502
tahun sudah reformasi gereja sejak 31 Oktober 1517 saat Martin Luther memaku 95
dalil berisi kritik terhadap otoritas Katolik pada pintu gereja di Wittenberg.
Itu artinya jemaat gereja telah 502 kali diingatkan akan perubahan-perubahan
yang terjadi di tubuh gereja untuk mereformasi tatanan gereja manjadi lebih
baik. Visi revolusioner dan sikap kritis inilah yang ingin ditumbuhkan pada
jemaat saat itu ketika gereja memperjualbelikan surga untuk menutupi utang dan menambah
pundi-pundi untuk pembangunan Basilika.
Sejarah
reformasi gereja harus dipahami dengan mengingat makna awal gereja. Ekklesia
(gereja) artinya dipanggil dari, gereja harus menjadi penyelamat jiwa-jiwa untuk
diangkat dan diselamatkan dari tantangan dunia saat ini lewat pemenuhan Tri
Tugas Panggilan dengan konsep melayani Tuhan dan sesama umat manusia sebagaimana
pemaknaan bentuk vertikal dan horizontal salib. Bagaimana gereja masa kini
mengaplikasikan ajaran reformasi Calvin–Luther serta perkembangannya khususnya di Bengkulu? Inilah
topik diskusi Multiplikasi Stube-HEMAT di Bengkulu bersama pemuda mahasiswa bersama
Jonny Simamora, akademisi Universitas Bengkulu dan salah satu penatua Gereja
aliran Lutheran yaitu Huria Kristen Batak Protestan (HKBP) Jitra, Bengkulu.

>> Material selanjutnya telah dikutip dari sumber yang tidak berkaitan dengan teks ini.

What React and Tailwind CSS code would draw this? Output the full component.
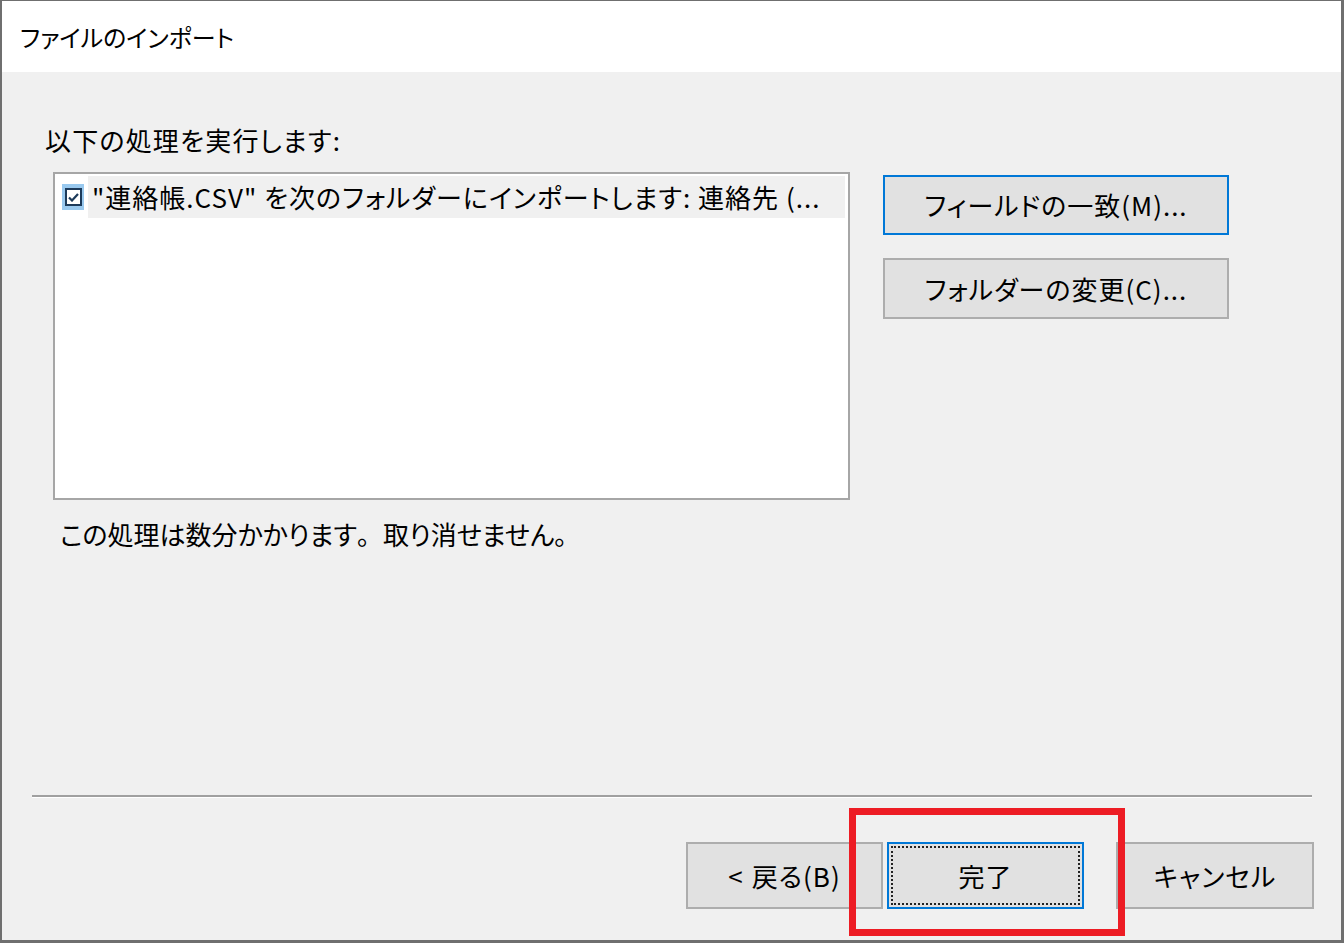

Selain itu Jonny juga ikut membidani lahirnya BKSAG (Badan Kerja Sama Antar
Gereja) Bengkulu.
Bertempat
di kediaman Jonny Simamora pada minggu (27/10/19) pukul 20.00 WIB, diskusi
dimulai dengan perkenalan Stube-HEMAT oleh Yohanes Dian Alpasa, S.Si, selaku Multiplikator
Stube HEMAT di Bengkulu. Sebagai lembaga yang didukung oleh gereja-gereja
Lutheran di Jerman, reformasi gereja penting dipahami oleh para aktivis Stube-HEMAT.
Selanjutnya Jonny Simamora memulai percakapan diskusi. Menetap 36 tahun di
Bengkulu, Jonny sudah 16 tahun menjadi penatua di HKBP yakni sejak tahun 2013. Sejarah
gereja di Bengkulu dimulai tahun 1956 dengan nama Gereja Oikumene. Menurut
Jonny, perkembangan gereja di Bengkulu termasuk cepat, dibuktikan dengan sudah
banyak gereja berdiri secara khusus di daerah Bengkulu Utara dan Seluma. Namun
saat berbicara reformasi, pesatnya pembangunan gereja tidak diikuti dengan
perkembangan iman petinggi gereja dan jemaat. Ada 2 poin penting yang melandasi
pernyataan ini, yakni: 1) Gereja masih berkutat pada mamon; dan 2) Gereja masih
bersifat pragmatis dengan relasi kekuasaan. Dua poin itulah yang menjadi
tantangan paling berat gereja.
Terbukti adanya gereja
yang pecah dan saling mengagungkan nama organisasi gerejanya bahkan pecah
karena uang. Praktik uang di dalam gereja yang ditentang oleh Martin Luther zaman
itu masih terjadi di gereja saat ini. Bahkan relasi beberapa gereja di Bengkulu
dirasa kurang harmonis.
Sebagai refleksi 502
tahun reformasi, gereja harus selalu terreformasi, Ecclesia semper reformanda est,
gereja harus terus menguji dirinya sendiri untuk mengutamakan kemurnian doktrin
dan praktiknya. Gereja harus menjadi garam dan terang (Matius 5:13-14). Gereja
yang hidup adalah gereja yang melayani, meninggalkan sifat-sifat egonya, dan menghadirkan
shalom Allah. Itulah sejatinya gereja.
Kiffli Simanulang,
salah satu peserta diskusi mengungkapkan, “Saya merasa bersyukur, bisa belajar
dan kembali disegarkan mengenai reformasi gereja, hal baru bagi saya. Saya juga
jadi tahu perkembangan dan relasi gereja di Bengkulu.” Kiffli juga mengapresiasi
kehadiran Stube Hemat di Bengkulu karena Stube benar-benar melakukan
pendampingan dalam pengembangan pemuda dan mahasiswa. Sudah 3 kali dia
mengikuti diskusi di Stube dan selalu mendapat wacana baru yang bermutu, tidak
hanya sekedar seremonial belaka. Semoga anak muda menjadi ecclesia muda yang
kritis dan dinamis menghadirkan shalom Allah. (YM).